▶ Description of the task:
Transcribe the material in full. Nothing should differ except that the pictures are left out.

▶ Collected data:
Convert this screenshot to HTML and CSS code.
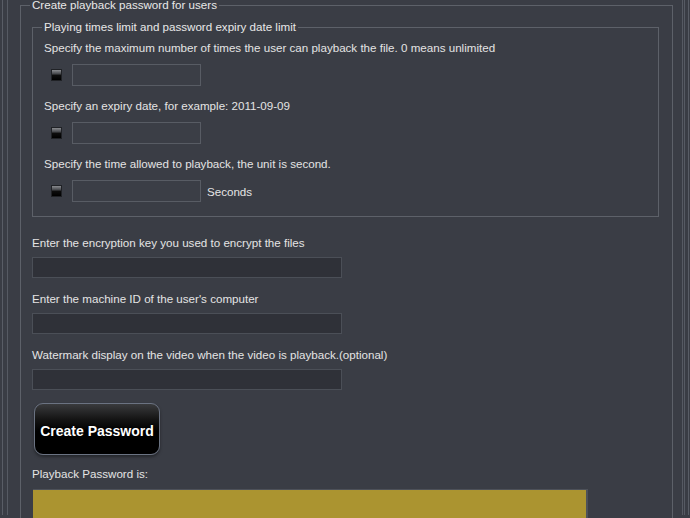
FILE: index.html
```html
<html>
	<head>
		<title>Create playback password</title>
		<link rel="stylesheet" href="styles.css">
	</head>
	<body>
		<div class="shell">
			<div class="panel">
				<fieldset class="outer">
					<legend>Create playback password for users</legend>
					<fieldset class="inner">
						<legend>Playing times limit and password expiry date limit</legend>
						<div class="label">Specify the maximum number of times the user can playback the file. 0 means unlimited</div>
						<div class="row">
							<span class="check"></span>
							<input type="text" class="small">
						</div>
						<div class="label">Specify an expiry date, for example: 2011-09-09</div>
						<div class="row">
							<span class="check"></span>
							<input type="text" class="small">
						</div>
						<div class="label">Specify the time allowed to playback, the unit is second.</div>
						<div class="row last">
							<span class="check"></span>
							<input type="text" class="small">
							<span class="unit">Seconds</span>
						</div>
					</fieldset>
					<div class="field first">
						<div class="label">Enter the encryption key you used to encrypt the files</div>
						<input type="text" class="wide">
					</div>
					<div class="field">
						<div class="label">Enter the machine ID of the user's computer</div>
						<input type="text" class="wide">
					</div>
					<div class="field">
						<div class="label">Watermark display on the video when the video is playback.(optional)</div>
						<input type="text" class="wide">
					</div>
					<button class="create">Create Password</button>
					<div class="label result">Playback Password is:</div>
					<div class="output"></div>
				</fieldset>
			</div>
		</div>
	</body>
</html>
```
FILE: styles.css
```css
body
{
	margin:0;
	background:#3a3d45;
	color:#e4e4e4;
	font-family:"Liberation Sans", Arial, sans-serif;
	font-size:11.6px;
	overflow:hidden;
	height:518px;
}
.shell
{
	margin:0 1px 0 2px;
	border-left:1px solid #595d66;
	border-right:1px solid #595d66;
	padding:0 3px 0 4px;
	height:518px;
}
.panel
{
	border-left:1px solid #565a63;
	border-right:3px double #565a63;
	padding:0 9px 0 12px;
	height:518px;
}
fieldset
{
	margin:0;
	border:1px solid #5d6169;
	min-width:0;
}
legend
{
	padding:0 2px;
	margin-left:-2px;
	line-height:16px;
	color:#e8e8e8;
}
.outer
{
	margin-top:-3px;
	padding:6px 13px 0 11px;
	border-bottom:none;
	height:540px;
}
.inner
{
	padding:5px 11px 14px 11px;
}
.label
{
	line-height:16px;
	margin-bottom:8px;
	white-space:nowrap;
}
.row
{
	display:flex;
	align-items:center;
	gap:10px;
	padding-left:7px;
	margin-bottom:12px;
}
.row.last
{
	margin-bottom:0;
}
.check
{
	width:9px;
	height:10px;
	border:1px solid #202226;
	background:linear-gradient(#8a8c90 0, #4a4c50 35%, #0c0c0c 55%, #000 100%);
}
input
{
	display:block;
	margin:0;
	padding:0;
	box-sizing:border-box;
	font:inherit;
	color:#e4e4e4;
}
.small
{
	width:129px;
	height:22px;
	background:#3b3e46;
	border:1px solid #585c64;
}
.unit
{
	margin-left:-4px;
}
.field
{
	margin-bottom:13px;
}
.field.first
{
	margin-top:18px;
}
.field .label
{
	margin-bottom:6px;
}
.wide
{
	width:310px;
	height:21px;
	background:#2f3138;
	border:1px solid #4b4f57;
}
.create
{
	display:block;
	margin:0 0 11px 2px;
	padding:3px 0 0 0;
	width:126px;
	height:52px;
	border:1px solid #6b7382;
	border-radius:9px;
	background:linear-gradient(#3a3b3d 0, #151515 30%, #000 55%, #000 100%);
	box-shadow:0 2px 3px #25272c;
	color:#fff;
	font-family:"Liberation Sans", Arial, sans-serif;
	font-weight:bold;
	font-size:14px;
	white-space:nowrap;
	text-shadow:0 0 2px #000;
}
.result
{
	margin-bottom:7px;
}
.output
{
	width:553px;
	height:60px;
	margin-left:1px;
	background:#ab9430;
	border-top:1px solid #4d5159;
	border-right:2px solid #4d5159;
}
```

▶ Task solution:
Convert this screenshot to HTML and CSS code.
FILE: index.html
```html
<html>
	<head>
		<title>Create playback password</title>
		<link rel="stylesheet" href="styles.css">
	</head>
	<body>
		<div class="shell">
			<div class="panel">
				<fieldset class="outer">
					<legend>Create playback password for users</legend>
					<fieldset class="inner">
						<legend>Playing times limit and password expiry date limit</legend>
						<div class="label">Specify the maximum number of times the user can playback the file. 0 means unlimited</div>
						<div class="row">
							<span class="check"></span>
							<input type="text" class="small">
						</div>
						<div class="label">Specify an expiry date, for example: 2011-09-09</div>
						<div class="row">
							<span class="check"></span>
							<input type="text" class="small">
						</div>
						<div class="label">Specify the time allowed to playback, the unit is second.</div>
						<div class="row last">
							<span class="check"></span>
							<input type="text" class="small">
							<span class="unit">Seconds</span>
						</div>
					</fieldset>
					<div class="field first">
						<div class="label">Enter the encryption key you used to encrypt the files</div>
						<input type="text" class="wide">
					</div>
					<div class="field">
						<div class="label">Enter the machine ID of the user's computer</div>
						<input type="text" class="wide">
					</div>
					<div class="field">
						<div class="label">Watermark display on the video when the video is playback.(optional)</div>
						<input type="text" class="wide">
					</div>
					<button class="create">Create Password</button>
					<div class="label result">Playback Password is:</div>
					<div class="output"></div>
				</fieldset>
			</div>
		</div>
	</body>
</html>
```
FILE: styles.css
```css
body
{
	margin:0;
	background:#3a3d45;
	color:#e4e4e4;
	font-family:"Liberation Sans", Arial, sans-serif;
	font-size:11.6px;
	overflow:hidden;
	height:518px;
}
.shell
{
	margin:0 1px 0 2px;
	border-left:1px solid #595d66;
	border-right:1px solid #595d66;
	padding:0 3px 0 4px;
	height:518px;
}
.panel
{
	border-left:1px solid #565a63;
	border-right:3px double #565a63;
	padding:0 9px 0 12px;
	height:518px;
}
fieldset
{
	margin:0;
	border:1px solid #5d6169;
	min-width:0;
}
legend
{
	padding:0 2px;
	margin-left:-2px;
	line-height:16px;
	color:#e8e8e8;
}
.outer
{
	margin-top:-3px;
	padding:6px 13px 0 11px;
	border-bottom:none;
	height:540px;
}
.inner
{
	padding:5px 11px 14px 11px;
}
.label
{
	line-height:16px;
	margin-bottom:8px;
	white-space:nowrap;
}
.row
{
	display:flex;
	align-items:center;
	gap:10px;
	padding-left:7px;
	margin-bottom:12px;
}
.row.last
{
	margin-bottom:0;
}
.check
{
	width:9px;
	height:10px;
	border:1px solid #202226;
	background:linear-gradient(#8a8c90 0, #4a4c50 35%, #0c0c0c 55%, #000 100%);
}
input
{
	display:block;
	margin:0;
	padding:0;
	box-sizing:border-box;
	font:inherit;
	color:#e4e4e4;
}
.small
{
	width:129px;
	height:22px;
	background:#3b3e46;
	border:1px solid #585c64;
}
.unit
{
	margin-left:-4px;
}
.field
{
	margin-bottom:13px;
}
.field.first
{
	margin-top:18px;
}
.field .label
{
	margin-bottom:6px;
}
.wide
{
	width:310px;
	height:21px;
	background:#2f3138;
	border:1px solid #4b4f57;
}
.create
{
	display:block;
	margin:0 0 11px 2px;
	padding:3px 0 0 0;
	width:126px;
	height:52px;
	border:1px solid #6b7382;
	border-radius:9px;
	background:linear-gradient(#3a3b3d 0, #151515 30%, #000 55%, #000 100%);
	box-shadow:0 2px 3px #25272c;
	color:#fff;
	font-family:"Liberation Sans", Arial, sans-serif;
	font-weight:bold;
	font-size:14px;
	white-space:nowrap;
	text-shadow:0 0 2px #000;
}
.result
{
	margin-bottom:7px;
}
.output
{
	width:553px;
	height:60px;
	margin-left:1px;
	background:#ab9430;
	border-top:1px solid #4d5159;
	border-right:2px solid #4d5159;
}
```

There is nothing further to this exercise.